Choice of Residual Parameterization: The optimal architecture (additive, multiplicative, recurrent, polynomial, etc.) depends on task specifics and often requires empirical tuning (Kim et al., 2016, Yu et al., 7 Oct 2024).
Continual and Online Learning: Real-time deployment (e.g., edge/mobile robotics) necessitates robust, adaptive architectures—current efforts include online residual learning and modular hybrid updating (Zhou et al., 18 Feb 2024, Jang et al., 25 Sep 2025).
Theoretical Extensions: Recent work has established benefit bounds for sample complexity and convergence for classes of Lipschitz continuous functions. Extending these analyses to high-dimensional, nonconvex, or stochastic domains remains a priority (Liang et al., 30 Aug 2025).
Multi-Scale/Hierarchical MERL: Incorporating multi-scale residual blocks, cross-modal residuals, and stacking across dynamical scales may further improve generalization and robustness (Lim et al., 2017, Wang et al., 2023).

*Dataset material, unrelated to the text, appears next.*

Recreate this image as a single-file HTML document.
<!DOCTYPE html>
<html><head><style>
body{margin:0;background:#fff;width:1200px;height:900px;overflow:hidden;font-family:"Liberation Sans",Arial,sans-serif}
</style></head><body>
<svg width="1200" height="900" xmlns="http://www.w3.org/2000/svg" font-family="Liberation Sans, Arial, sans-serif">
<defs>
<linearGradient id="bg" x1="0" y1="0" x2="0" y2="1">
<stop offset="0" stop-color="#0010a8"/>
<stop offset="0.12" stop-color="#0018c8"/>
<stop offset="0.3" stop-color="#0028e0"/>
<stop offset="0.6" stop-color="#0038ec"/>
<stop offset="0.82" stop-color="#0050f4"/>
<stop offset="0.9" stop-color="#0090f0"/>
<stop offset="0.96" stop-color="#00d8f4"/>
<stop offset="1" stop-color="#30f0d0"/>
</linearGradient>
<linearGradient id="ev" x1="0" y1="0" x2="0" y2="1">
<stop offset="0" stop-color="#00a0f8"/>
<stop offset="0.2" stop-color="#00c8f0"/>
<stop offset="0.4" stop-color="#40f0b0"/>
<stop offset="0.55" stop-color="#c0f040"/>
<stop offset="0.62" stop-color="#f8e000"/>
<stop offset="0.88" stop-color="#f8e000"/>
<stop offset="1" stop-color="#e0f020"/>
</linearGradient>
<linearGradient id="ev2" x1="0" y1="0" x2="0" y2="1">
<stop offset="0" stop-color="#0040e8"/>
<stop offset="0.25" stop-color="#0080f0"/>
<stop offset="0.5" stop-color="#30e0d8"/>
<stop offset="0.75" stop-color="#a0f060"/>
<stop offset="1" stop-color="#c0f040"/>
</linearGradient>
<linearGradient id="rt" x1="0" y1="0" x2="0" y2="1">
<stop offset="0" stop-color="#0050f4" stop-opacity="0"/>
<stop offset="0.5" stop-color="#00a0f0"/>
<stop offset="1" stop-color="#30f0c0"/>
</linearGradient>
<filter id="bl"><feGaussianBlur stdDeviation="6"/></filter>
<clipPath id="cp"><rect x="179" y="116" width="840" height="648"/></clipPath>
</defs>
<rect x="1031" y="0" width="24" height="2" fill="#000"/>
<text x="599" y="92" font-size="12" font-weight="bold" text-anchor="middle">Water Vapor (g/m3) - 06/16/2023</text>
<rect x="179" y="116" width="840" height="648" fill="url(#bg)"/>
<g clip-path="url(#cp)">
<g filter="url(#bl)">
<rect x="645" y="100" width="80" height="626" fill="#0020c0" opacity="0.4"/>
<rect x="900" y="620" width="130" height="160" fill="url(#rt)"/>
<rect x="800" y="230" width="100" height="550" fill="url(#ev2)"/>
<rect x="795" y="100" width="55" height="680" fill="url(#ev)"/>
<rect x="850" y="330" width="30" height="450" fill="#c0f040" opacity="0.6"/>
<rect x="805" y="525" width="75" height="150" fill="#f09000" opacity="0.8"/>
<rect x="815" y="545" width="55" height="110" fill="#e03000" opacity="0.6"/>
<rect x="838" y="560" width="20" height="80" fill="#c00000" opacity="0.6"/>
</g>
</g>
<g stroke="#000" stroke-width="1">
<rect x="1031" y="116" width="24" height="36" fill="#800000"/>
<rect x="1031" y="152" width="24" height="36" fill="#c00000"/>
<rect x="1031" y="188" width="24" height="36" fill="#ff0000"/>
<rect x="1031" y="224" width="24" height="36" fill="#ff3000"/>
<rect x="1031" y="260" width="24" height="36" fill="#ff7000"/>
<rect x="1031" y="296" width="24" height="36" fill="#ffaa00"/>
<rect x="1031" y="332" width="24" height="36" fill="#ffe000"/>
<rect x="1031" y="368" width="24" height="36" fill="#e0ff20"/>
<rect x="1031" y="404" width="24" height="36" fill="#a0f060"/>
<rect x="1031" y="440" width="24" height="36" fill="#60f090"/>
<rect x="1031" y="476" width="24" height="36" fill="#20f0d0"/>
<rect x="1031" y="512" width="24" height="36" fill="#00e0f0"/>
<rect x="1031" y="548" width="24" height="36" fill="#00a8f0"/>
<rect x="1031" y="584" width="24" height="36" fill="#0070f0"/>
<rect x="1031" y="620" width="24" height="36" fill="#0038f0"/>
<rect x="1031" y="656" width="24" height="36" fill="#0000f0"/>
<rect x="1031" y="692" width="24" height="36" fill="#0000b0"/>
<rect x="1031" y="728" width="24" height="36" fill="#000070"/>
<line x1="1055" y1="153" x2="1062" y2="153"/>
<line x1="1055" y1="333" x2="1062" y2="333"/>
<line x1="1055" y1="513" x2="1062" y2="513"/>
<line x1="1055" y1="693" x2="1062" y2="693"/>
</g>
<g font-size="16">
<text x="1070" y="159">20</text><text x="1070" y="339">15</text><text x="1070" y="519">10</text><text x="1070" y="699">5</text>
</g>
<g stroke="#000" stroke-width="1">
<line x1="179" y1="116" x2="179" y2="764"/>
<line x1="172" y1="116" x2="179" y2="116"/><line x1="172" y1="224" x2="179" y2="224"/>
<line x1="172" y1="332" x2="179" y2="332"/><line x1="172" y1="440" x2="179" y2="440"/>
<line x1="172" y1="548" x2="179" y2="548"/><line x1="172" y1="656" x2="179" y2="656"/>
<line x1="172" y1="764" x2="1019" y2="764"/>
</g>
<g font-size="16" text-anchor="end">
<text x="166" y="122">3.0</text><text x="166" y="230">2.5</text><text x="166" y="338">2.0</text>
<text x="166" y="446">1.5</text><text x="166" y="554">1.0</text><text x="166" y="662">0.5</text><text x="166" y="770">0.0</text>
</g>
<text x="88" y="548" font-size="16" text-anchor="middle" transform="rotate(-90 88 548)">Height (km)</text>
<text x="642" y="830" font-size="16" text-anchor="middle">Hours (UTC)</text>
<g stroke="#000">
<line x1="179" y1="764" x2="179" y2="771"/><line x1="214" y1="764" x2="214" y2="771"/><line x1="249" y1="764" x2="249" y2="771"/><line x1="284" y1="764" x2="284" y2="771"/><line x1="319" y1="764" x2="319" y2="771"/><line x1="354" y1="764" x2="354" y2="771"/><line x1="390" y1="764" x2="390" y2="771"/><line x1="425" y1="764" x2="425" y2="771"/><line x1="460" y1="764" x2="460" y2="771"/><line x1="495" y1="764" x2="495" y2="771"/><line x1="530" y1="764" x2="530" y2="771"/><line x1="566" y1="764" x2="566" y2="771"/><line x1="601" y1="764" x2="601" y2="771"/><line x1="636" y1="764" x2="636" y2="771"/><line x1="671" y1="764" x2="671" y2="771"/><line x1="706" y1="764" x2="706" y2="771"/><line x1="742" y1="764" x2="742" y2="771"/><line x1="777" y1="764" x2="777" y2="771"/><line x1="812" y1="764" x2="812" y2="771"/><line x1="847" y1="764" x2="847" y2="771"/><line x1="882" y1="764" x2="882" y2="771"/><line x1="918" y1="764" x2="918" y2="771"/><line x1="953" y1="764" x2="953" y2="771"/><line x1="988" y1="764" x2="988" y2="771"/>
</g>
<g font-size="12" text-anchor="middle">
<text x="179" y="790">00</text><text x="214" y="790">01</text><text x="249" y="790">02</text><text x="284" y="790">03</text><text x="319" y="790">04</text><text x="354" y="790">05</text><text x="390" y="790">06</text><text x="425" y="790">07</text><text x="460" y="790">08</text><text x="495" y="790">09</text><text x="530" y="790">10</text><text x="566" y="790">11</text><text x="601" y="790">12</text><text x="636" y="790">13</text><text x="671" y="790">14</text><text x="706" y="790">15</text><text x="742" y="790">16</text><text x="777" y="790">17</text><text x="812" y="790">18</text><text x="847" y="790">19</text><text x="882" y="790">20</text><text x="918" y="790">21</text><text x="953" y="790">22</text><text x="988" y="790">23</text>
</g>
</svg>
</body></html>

A plausible implication is that the principled fusion of expert models and data-driven learning via residual design will remain a central research theme, both for maximizing data efficiency and for achieving reliable, interpretable AI in complex, safety-critical applications.

7. Representative Impact Across Domains

MERL methodologies are now foundational elements in state-of-the-art architectures and hybrid modeling workflows:

Application	MERL Strategy	Notable Benefit
ImageNet/COCO Vision tasks	Deep ResNets	Ability to train >100-layer models, top accuracy
VQA Multimodal tasks	Multimodal Residual Networks	Implicit attention, state-of-the-art VQA
RL/Robotics Manipulation	Residual Policy Learning	Robustness, rapid convergence, harder tasks
Real-time vehicle/traffic control	PERL, RML (physics-informed residual learning)	Sample efficiency, interpretable safety
Geophysical system dynamics	Physics-Informed Residual Neural ODEs	Substantial RMSE/R² improvement vs. DNN baselines

This spectrum highlights MERL's universality as a unifying paradigm for bridging principled modeling with flexible learning, resulting in efficient, robust, and interpretable predictive and control systems.